This race was stop #4 on my 2011 10K Summer Tour (Santa Cruz, SF Pride Run, Bad Bass, Summer Breeze, and Race to the End of Summer) and put on by the same group that also did Bad Bass in July. I’ve been looking forward to it for a while because it’s the first flat 10K I’ve run since Santa Cruz in April, and I was excited to see how much I’ve improved at this distance since then. Even better, I haven’t suffered any debilitating injury scares lately, which is kind of a first this year as far as race weekends go.
Location: San Leandro, CA
Date: Late August (August 27, 2011 this year)
Price: 5K — $29 until 6/19, $34 until 7/17, $39 after 7/17; 10K — $34 until 6/19, $39 until 7/17, $44 after 7/17; Half Marathon — $50 until 6/19, $55 until 7/17, $60 after 7/17
Deadline: Race day registration if space (there was space in all distances this year)
Sellout Factor: Unlikely; it was a small event with race day registration
In the pre-race email, the race director noted that parking would be limited, so carpooling was encouraged. I suppose it’s limited relative to the number of people participating, but when I arrived at about 7:30 or so, there were still a good number of public spaces left (though many of them were a good 5-10 minute or so walk from the start). All free, though.
As with Brazen’s other races, you have the option of local pre-race packet pickup on Thursday and Friday or race morning pick up (which is what I did since I don’t live super close). As with Bad Bass in July, the pick-up table was well-labeled, well-organized, and efficient, and there’s a free sweat check a short walk from the start/finish. The T-shirt and goody bag station (also well-organized and efficient) was just a few tables over from the sweat check, & you could pick them up before or after the race.

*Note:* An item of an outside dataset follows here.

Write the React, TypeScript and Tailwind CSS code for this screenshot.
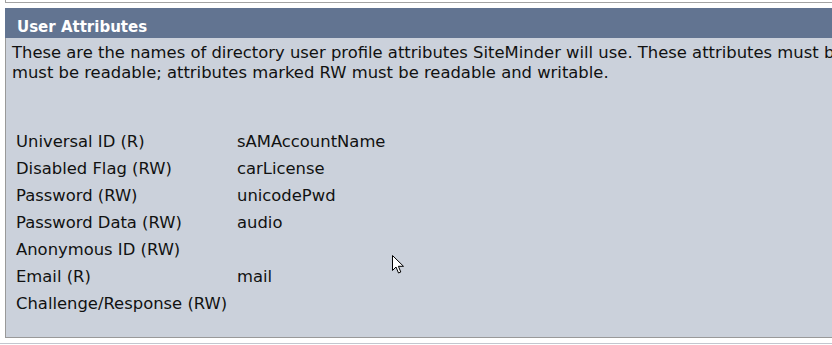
import React from "react";

interface Attr {
  label: string; // left column text
  value: string; // mapped directory attribute
}

const attrs: Attr[] = [
  { label: "Universal ID (R)", value: "sAMAccountName" },
  { label: "Disabled Flag (RW)", value: "carLicense" },
  { label: "Password (RW)", value: "unicodePwd" },
  { label: "Password Data (RW)", value: "audio" },
  { label: "Anonymous ID (RW)", value: "" },
  { label: "Email (R)", value: "mail" },
  { label: "Challenge/Response (RW)", value: "" },
];

function Cursor() {
  return (
    <svg
      width="13"
      height="20"
      viewBox="0 0 13 20"
      className="absolute left-[392px] top-[255px]"
    >
      <path
        d="M0.5 0.5 L0.5 15.5 L4 12 L6.5 18 L8.8 17 L6.4 11.3 L11.5 11.3 Z"
        fill="#ffffff"
        stroke="#000000"
        strokeWidth="1"
      />
    </svg>
  );
}

export default function App() {
  return (
    <div className="relative w-[832px] h-[345px] overflow-hidden bg-white font-['DejaVu_Sans',Verdana,sans-serif] text-[#111]">
      <div className="w-[900px] h-[3px] ml-[5px] border-l border-b border-[#a3a3a3]" />
      <div className="w-[900px] ml-[5px] mt-[5px]">
        <div className="h-[30px] bg-[#627491] px-[12px] pt-[10px] text-white font-bold text-[15px] leading-[18px]">
          User Attributes
        </div>
        <div className="h-[300px] bg-[#cbd1db] border-l border-b border-[#999] pl-[6px] pt-[5px]">
          <p className="text-[16.4px] leading-[20px] whitespace-nowrap">
            These are the names of directory user profile attributes SiteMinder will use. These attributes must be
            <br />
            must be readable; attributes marked RW must be readable and writable.
          </p>
          <div className="mt-[45px] ml-[4px] flex flex-col text-[16.4px] leading-[27px]">
            {attrs.map((a) => (
              <div key={a.label} className="flex">
                <span className="w-[221px]">{a.label}</span>
                <span>{a.value}</span>
              </div>
            ))}
          </div>
        </div>
      </div>
      <div className="w-[900px] h-[2px] mt-[5px] border-t border-[#c3c7cf]" />
      <Cursor />
    </div>
  );
}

Something I neglected to mention in my Bad Bass report is that part of the way that the group keeps race costs down is by using volunteer photographers instead of hiring a professional company. In my opinion, this actually works out better for runners; at most bigger races I’ve run, there’s usually a photographer at the finish and maybe one other spot on the course, but at both Brazen events there were people taking pictures at several different places along the course as well as the finish. After the race, the photographers upload all their pictures to Brazen’s online album, and runners can download them for free. The trade-off is that the pictures aren’t indexed or tagged by your bib number so there’s no super-fast way to search for yours, but I’ve found it’s actually pretty easy to just scan each album visually. To me, this is MORE than worth not having to pay for professional pics or settle for low-resolution, watermarked proofs. I wish more races would do it this way. MAD PROPS to all the volunteer photographers, for sure.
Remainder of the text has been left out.